Quanto à possível dificuldade de transferência deste pressuposto processual do
Processo Civil para o Contencioso Administrativo, para além da necessária
referência à interpretação supramencionada do artigo 39º relativo à acção
administrativa comum, a dificuldade de aplicação à acção administrativa
especial seria, na minha opinião, rapidamente suprida a partir da “ponte” que é
feita pelo artigo 1º do CPTA, em função da aplicação do CPC. Poderíamos dizer
que estariam compatibilizados os regimes, tendo sempre a Constituição como pano
de fundo inviolável nesta cena teatral com dois actores principais. Por último,
gostaria de sublinhar o meu pessoal agrado para com as razões invocadas pelo
Professor Manuel de Andrade, pois apesar de poderem ser não tão jurídicas como
muitas outras, são da mais elevada consideração na medida em que tocam num
ponto subjacente que, para mim, é fulcral: a Justiça não pode ser utilizada de
forma discricionária e a decisão de interposição de uma acção em tribunal não
pode ser feita de ânimo leve. Assim sendo, os Tribunais devem ser o último
recurso para o particular ver satisfeita a sua pretensão pelo que até lá deverá
dar uso a todos os meios que tiver a dispor para o efeito.
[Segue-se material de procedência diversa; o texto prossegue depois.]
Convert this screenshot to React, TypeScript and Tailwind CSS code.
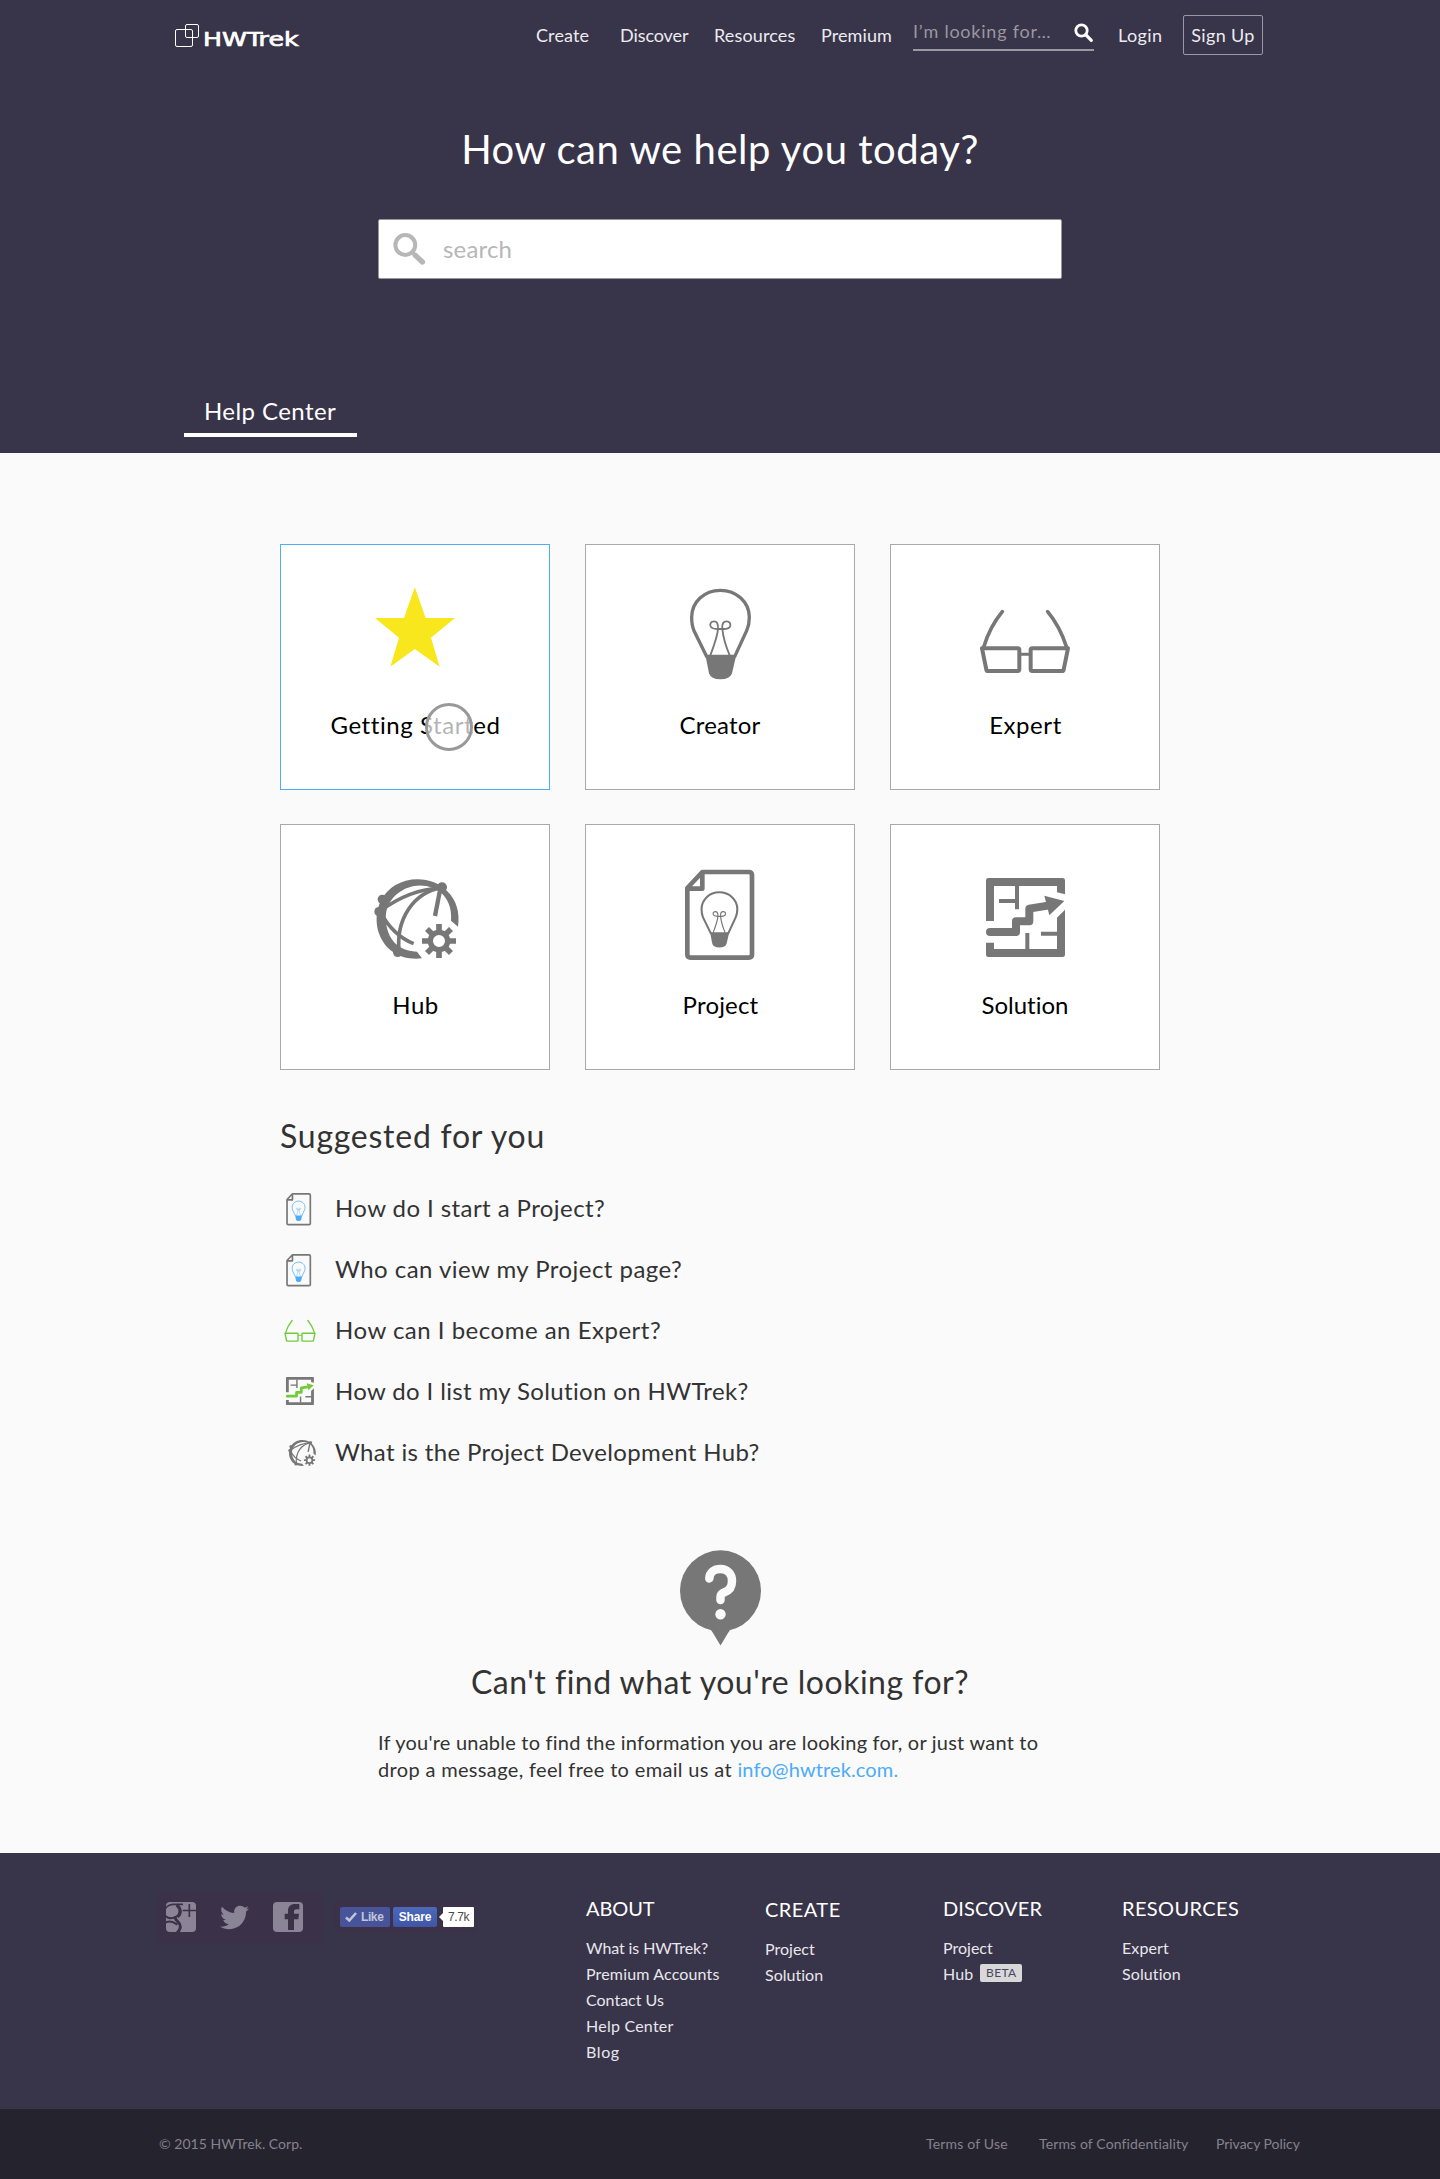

Se se respeitar este
corolário, este pressuposto processual que é o interesse em agir, teremos os
tribunais muito menos sobrecarregados de processos na medida em que se
constataria uma maior triagem ou filtro dos litígios.
Em jeito de conclusão,
de referir que:
1. Concordamos
com o Professor Vasco Pereira da Silva quanto à inconstitucionalidade da figura
do recurso hierárquico necessário tal como se apresenta hoje;
2. Não
sufragamos a posição minimalista ou interpretação restritiva defendida pelo
Professor Mário Aroso de Almeida;
3. Defendemos
a existência do interesse em agir como pressuposto processual, da forma como é
figurado e fundamentado pelos Professores Manuel de Andrade e Montalvão
Machado;
4. Somos
da opinião que, por via de um acertamento no texto do artigo 167º do CPA, o
problema da constitucionalidade seria resolvido;
Bibliografia
1.
Vasco Pereira da Silva, “O Contencioso
Administrativo no Divã da Psicanálise”;
2.
Vasco Pereira da Silva, “Em Busca do
Acto Administrativo Perdido”;
3.
Vasco Pereira da Silva, “Breve Crónica
de uma Reforma Anunciada”;
4.
Vasco Pereira da Silva, “De Necessário a
Útil: a Metamorfose do Recurso Hierárquico no Novo Contencioso Administrativo”;
5.
Vieira de Andrade, “Em Defesa do Recurso
Hierárquico Necessário – Ac. nº499/96, do Tribunal Constitucional”;
6.
Vieira de Andrade, “A Justiça Administrativa
(Lições)”;
7.
Mário Aroso de Almeida, “O Novo Regime
do Procedimento nos Tribunais Administrativos”;
8.
Paulo Otero, “Impugnações
Administrativas”;
9.
Marcello Caetano, “Manual de Direito
Administrativo”;
10. Freitas do Amaral, “Curso de Direito
Administrativo”.
João Maltez, nº19685
Ps: Gostaria de sublinhar que toda a aparente desformatação do texto, em nada tem que ver com qualquer tipo de "copy/paste" mas simplesmente com o facto de não saber solucionar o problema depois de copiado o texto para o blog, visto que o documento em apreço, em formato Word, estava impecável!!!